As businesses continue to shutter and unemployment rises, more people across the St. Louis region are worried about where their next meal will come from.
To help meet the need, food pantries and other organizations that provide food have ramped up their distribution efforts this holiday season.
Directors at the St. Louis Area Foodbank and the Urban League of Metropolitan St. Louis said they are seeing a steep increase in the demand for food. Many people across the region are lining up in distribution center lines for the first time because they have lost their jobs during the pandemic.
The St. Louis Area Foodbank is distributing about 5 million meals a month in the St. Louis region, up from the nearly 3.1 million meals it distributed before the pandemic, said Meredith Knopp, president and CEO of the St. Louis Area Foodbank.
“We're seeing it in our metro and our rural areas,” Knopp said of the increased need. “There's no one who is exempt from it, and there's so many people who are literally looking to put food on the table this holiday season for the first time.”
Knopp said people who once had their own successful businesses or worked for large corporations are now contemplating whether to pay bills or put food on the table. She also said people who are volunteering to help hand out food are in turn lining up to receive food assistance.
Social service organizations have been providing meals and household goods for families throughout the pandemic, but the increased need for meals is now the most common request from people in the region, said Michael McMillan, president and CEO of the Urban League of Metropolitan St. Louis.
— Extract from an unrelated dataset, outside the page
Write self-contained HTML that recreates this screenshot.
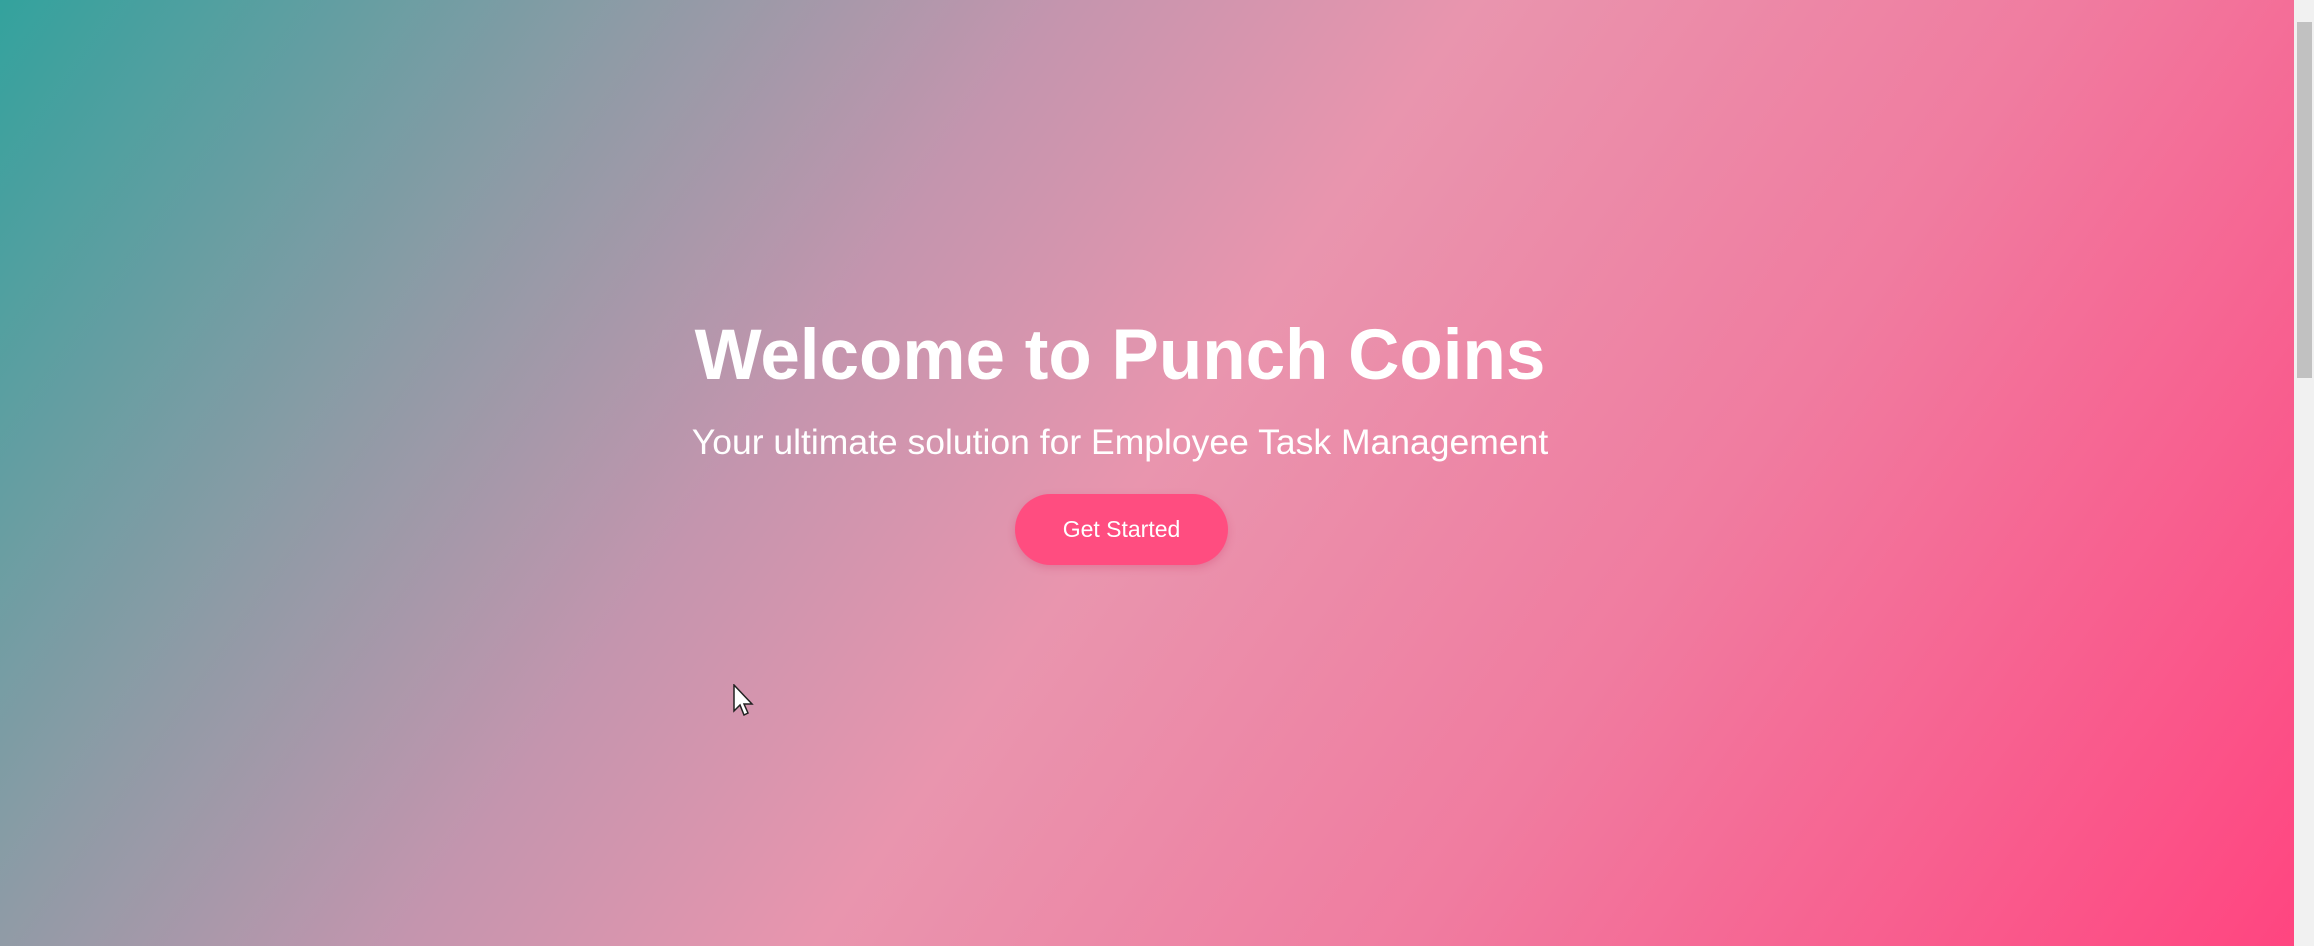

“When you look at what has transpired over the past nine months and the economic devastation and uncertainty about the future, so many individuals have come through our lines,” McMillan said. “And so when you look at the inability to go back and get a position in the industry that you worked in for so, so many years, it really creates an economic instability and insecurity for the future, which then turns into a food insecurity for families as well, especially impacting children.”
The Urban League hosted its 23rd annual Thanksgiving turkey giveaway drive on Tuesday. It provided food, face masks, gloves and hand sanitizer to 6,000 families this Thanksgiving. Last year, the organization helped 2,000 families.
McMillan said the organization requested more donations from sponsors this year to give people a sense of normalcy.
“When you look at the middle class families that were previously doing very well and had job security and benefits and so many other things that we all take for granted in this country, just in February, then you will see a very different face of poverty that has come about because of the pandemic,” McMillan said.